The placement of half-page, double-spread Twix ads in comic books published by DC Comics has sparked a controversy within the comics community. The ads feature entertainer Nick Lachey promoting the Twix candy bar as part of the candy’s “Left Twix vs. Right Twix” promotional campaign, which humorously urges consumers to choose a preference between the identical left and right Twix candy bars that are packaged together. The site Bleeding Cool broke the story about the ads in late May and – even before the ads debuted in this month’s comics – multiple comics news sites and blogs reported or expressed dissatisfaction with the half-page ads; as the site Comic Book Resources reported, “News of the ads quickly drew a response on social media, both from fans and professionals unhappy with the format as well as observers musing on the inherent absurdity of a candy ad featuring a former 98 Degrees member sharing space with DC superheroes.”
Twix candy bars are made by the food company Mars, Incorporated. Nothing But Comics wanted to get Mars’ perspective on the half-page ad controversy, so we asked the company to comment on both the demographic groups it hoped to reach through its advertising and the controversy over the ads.
We asked Mars what demographic groups it hoped to reach through its advertising and received the following response via email from a Mars Chocolate North America Corporate Affairs Representative: “Mars Chocolate advertises in select publications that reach our target core consumer, adults 18 – 49. As a responsible marketer, we focus all our outreach on audiences 13+ and avoid publications that would appeal to younger children.”
Given Mars’ goal of reaching its target core consumer (that is, adults aged 18 to 49) and the desire to focus its advertising on audiences aged 13 and above, DC Comics may be an ideal publisher for its Twix ads. As reported by the site ICv2, a 2011 survey of initial readers of DC’s “New 52” titles found that under 2% of the respondents were under 18 and that a large percentage of the respondents were in the age range of Mars’ target core consumer.
Nothing But Comics was unable to locate more recent demographics data on DC’s readers, but Mars’ decision to advertise with DC – presumably based on more current marketing data – suggests that the age demographics of DC’s readers may not have changed much since 2011.

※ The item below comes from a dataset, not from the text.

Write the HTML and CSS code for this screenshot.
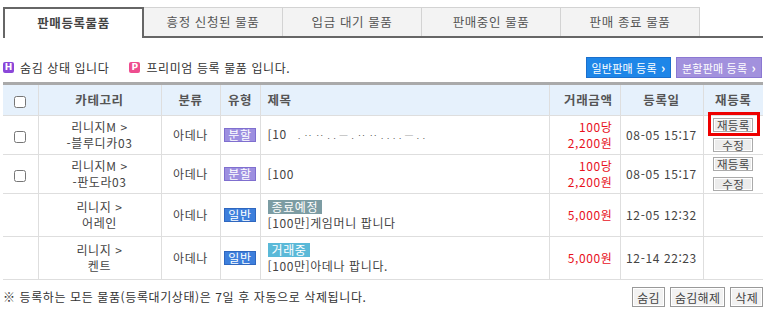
FILE: index.html
```html
<!DOCTYPE html>
<html lang="ko">
<head>
    <meta charset="UTF-8">
    <title>판매등록물품</title>
    <link rel="stylesheet" href="styles.css">
</head>
<body>
    <!-- 상단 탭 -->
    <ul class="tabs">
        <li class="tab on">판매등록물품</li>
        <li class="tab">흥정 신청된 물품</li>
        <li class="tab">입금 대기 물품</li>
        <li class="tab">판매중인 물품</li>
        <li class="tab">판매 종료 물품</li>
    </ul>

    <div class="info-bar">
        <div class="legend">
            <span class="ico ico-h">H</span> 숨김 상태 입니다
            <span class="ico ico-p">P</span> 프리미엄 등록 물품 입니다.
        </div>
        <div class="reg-btns">
            <button class="reg-btn blue">일반판매 등록 <b>›</b></button>
            <button class="reg-btn purple">분할판매 등록 <b>›</b></button>
        </div>
    </div>

    <table class="list">
        <colgroup>
            <col style="width:35px">
            <col style="width:123px">
            <col style="width:59px">
            <col style="width:40px">
            <col style="width:289px">
            <col style="width:71px">
            <col style="width:83px">
            <col style="width:60px">
        </colgroup>
        <thead>
            <tr>
                <th><input type="checkbox" class="chk"></th>
                <th>카테고리</th>
                <th>분류</th>
                <th>유형</th>
                <th class="left">제목</th>
                <th class="right">거래금액</th>
                <th>등록일</th>
                <th>재등록</th>
            </tr>
        </thead>
        <tbody>
            <tr class="short">
                <td><input type="checkbox" class="chk"></td>
                <td>리니지M &gt;<br>-블루디카03</td>
                <td>아데나</td>
                <td><span class="badge split">분할</span></td>
                <td class="left">[10 <span class="broken">. ‥ ‥ .  . ─ . ‥ ‥ .  .  .  . ─  .  .</span></td>
                <td class="right price">100당<br>2,200원</td>
                <td>08-05 15:17</td>
                <td>
                    <div class="btn-col">
                        <span class="mark"><button class="sbtn">재등록</button></span>
                        <button class="sbtn">수정</button>
                    </div>
                </td>
            </tr>
            <tr class="short">
                <td><input type="checkbox" class="chk"></td>
                <td>리니지M &gt;<br>-판도라03</td>
                <td>아데나</td>
                <td><span class="badge split">분할</span></td>
                <td class="left">[100</td>
                <td class="right price">100당<br>2,200원</td>
                <td>08-05 15:17</td>
                <td>
                    <div class="btn-col">
                        <button class="sbtn">재등록</button>
                        <button class="sbtn">수정</button>
                    </div>
                </td>
            </tr>
            <tr class="tall">
                <td></td>
                <td>리니지 &gt;<br>어레인</td>
                <td>아데나</td>
                <td><span class="badge normal">일반</span></td>
                <td class="left"><span class="badge ending">종료예정</span><br>[100만]게임머니 팝니다</td>
                <td class="right price">5,000원</td>
                <td>12-05 12:32</td>
                <td></td>
            </tr>
            <tr class="tall">
                <td></td>
                <td>리니지 &gt;<br>켄트</td>
                <td>아데나</td>
                <td><span class="badge normal">일반</span></td>
                <td class="left"><span class="badge trading">거래중</span><br>[100만]아데나 팝니다.</td>
                <td class="right price">5,000원</td>
                <td>12-14 22:23</td>
                <td></td>
            </tr>
        </tbody>
    </table>

    <div class="foot">
        <p>※ 등록하는 모든 물품(등록대기상태)은 7일 후 자동으로 삭제됩니다.</p>
        <div class="foot-btns">
            <button class="gbtn">숨김</button>
            <button class="gbtn">숨김해제</button>
            <button class="gbtn">삭제</button>
        </div>
    </div>
</body>
</html>
```

FILE: styles.css
```css
:root {
    --line: #dedede;
    --text: #444;
    --red: #e8101c;
}

body {
    margin: 0;
    padding: 7px 7px 0 3px;
    background: #fff;
    color: var(--text);
    font-family: "Noto Sans CJK KR", "DejaVu Sans", sans-serif;
    font-size: 12px;
    line-height: 16px;
    letter-spacing: 0.6px;
}

/* 탭 */
.tabs {
    display: flex;
    list-style: none;
    margin: 0;
    padding: 0;
    width: 760px;
    height: 29px;
    border-bottom: 2px solid #666;
}

.tab {
    width: 139px;
    height: 29px;
    box-sizing: border-box;
    border: 1px solid #d3d3d3;
    border-left: none;
    border-bottom: none;
    background: #f3f3f3;
    text-align: center;
    line-height: 28px;
    font-size: 12.5px;
    color: #555;
}

.tab.on {
    width: 141px;
    height: 31px;
    border: 2px solid #666;
    border-bottom: none;
    background: #fff;
    font-weight: bold;
    color: #444;
    line-height: 27px;
}

/* 안내 + 등록 버튼 */
.info-bar {
    display: flex;
    justify-content: space-between;
    align-items: center;
    width: 760px;
    margin-top: 19px;
    height: 21px;
}

.legend {
    display: flex;
    align-items: center;
    color: #333;
}

.ico {
    display: inline-block;
    width: 11px;
    height: 11px;
    border-radius: 2px;
    color: #fff;
    font-family: "DejaVu Sans", sans-serif;
    font-size: 9px;
    font-weight: bold;
    line-height: 11px;
    text-align: center;
    letter-spacing: 0;
    margin-right: 6px;
}

.ico-h { background: #8b47d9; }
.ico-p { background: #ee4d8f; margin-left: 20px; }

.reg-btns {
    display: flex;
    gap: 5px;
    margin-right: 1px;
}

.reg-btn {
    height: 21px;
    padding: 0;
    border: 1px solid;
    color: #fff;
    font-family: inherit;
    font-size: 11px;
    letter-spacing: 0.2px;
    line-height: 18px;
    white-space: nowrap;
}

.reg-btn b { font-size: 13px; margin-left: 1px; }

.reg-btn.blue { background: #1e86e8; border-color: #1b6fcc; width: 85px; }
.reg-btn.purple { background: #a291dd; border-color: #8b78d2; width: 86px; }

/* 목록 */
.list {
    width: 760px;
    margin-top: 4px;
    border-collapse: collapse;
    table-layout: fixed;
    border-top: 3px solid #aaa;
}

.list th,
.list td {
    border-left: 1px solid var(--line);
    border-bottom: 1px solid var(--line);
    text-align: center;
    padding: 0;
}

.list th:first-child,
.list td:first-child { border-left: none; }

.list th {
    height: 30px;
    background: #e6f1fc;
    color: #555;
    font-weight: bold;
    font-size: 12.5px;
}

.list .left { text-align: left; padding-left: 7px; }
.list .right { text-align: right; padding-right: 7px; }

.short td { height: 38px; }
.tall td { height: 42px; }

.chk {
    width: 12px;
    height: 12px;
    margin: 0;
    vertical-align: middle;
}

.price { color: var(--red); }

.broken {
    font-size: 8px;
    letter-spacing: 1px;
    color: #555;
    margin-left: 8px;
}

.badge {
    display: inline-block;
    padding: 0 3px;
    border: 1px solid;
    color: #fff;
    font-size: 12px;
    line-height: 12px;
}

.badge.split { background: #9d8fe0; border-color: #7f6fcf; }
.badge.normal { background: #3d7fdc; border-color: #2f67bf; }
.badge.ending { background: #7c9ca3; border-color: #7c9ca3; }
.badge.trading { background: #5ab9d8; border-color: #5ab9d8; }

.btn-col {
    display: flex;
    flex-direction: column;
    align-items: center;
    gap: 6px;
}

.sbtn {
    display: block;
    width: 40px;
    height: 14px;
    margin: 0;
    padding: 0;
    border: 1px solid #aaa;
    box-shadow: inset 0 0 0 1px #fff;
    background: #ececec;
    font-family: inherit;
    font-size: 11.5px;
    letter-spacing: 0.3px;
    line-height: 11px;
    color: #444;
}

/* 강조 표시 박스 */
.mark {
    position: relative;
    display: block;
}

.mark::after {
    content: '';
    position: absolute;
    top: -6px;
    bottom: -4px;
    left: -5px;
    right: -7px;
    border: 3px solid #ee0000;
}

/* 하단 */
.foot {
    display: flex;
    justify-content: space-between;
    align-items: center;
    width: 760px;
    margin-top: 7px;
}

.foot p {
    margin: 0;
    color: #333;
}

.foot-btns {
    display: flex;
    gap: 5px;
}

.gbtn {
    height: 20px;
    padding: 0 4px;
    border: 1px solid #999;
    box-shadow: inset 0 0 0 1px #fff;
    background: #f2f2f2;
    font-family: inherit;
    font-size: 12px;
    letter-spacing: 0.3px;
    color: #444;
}
```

In response to our question about whether Mars was aware of the controversy the half-page ads are causing in the comics community, the representative replied: “Obviously ½ page spreads are not new to the comic book industry, but we worked extremely close with DC Comics’ co-publishers, who in turn engaged DC’s editorial teams to ensure our TWIX advertisement received the most appropriate placement.”
Mars’ response indicates that the company is aware that half-page double-spread ads have been used before in comics. For example, Marvel Comics used such ads in its comics in 1971, although as some sites note, half-page ads were unpopular with comics fans and disappeared from comics until the recent Twix ads.
Mars’ response also suggests that DC’s co-publishers Dan DiDio and Jim Lee were very involved in the ad placement process, working “extremely close” with Mars and engaging DC’s editorial teams to place the ads.
We asked for a response to the specific criticism from some fans that the half-page ads affect the narrative flow of a comic’s storyline (for example, by distracting readers from the story or limiting the page layouts that artists can use) and the representative replied: “We always want our advertising to be memorable, but in a positive way, which is why we worked extremely close with DC Comics’ co-publishers, who in turn engaged DC’s editorial teams to ensure our TWIX advertisement received the most appropriate placement.”
Although the comics community may continue to debate the narrative impact of the half-page ads and their effectiveness at convincing comics readers to purchase Twix candy bars, Mars’ comments provide a better understanding of the company’s goals for the ads and the level of Mars’ engagement with DC Comics in placing the ads.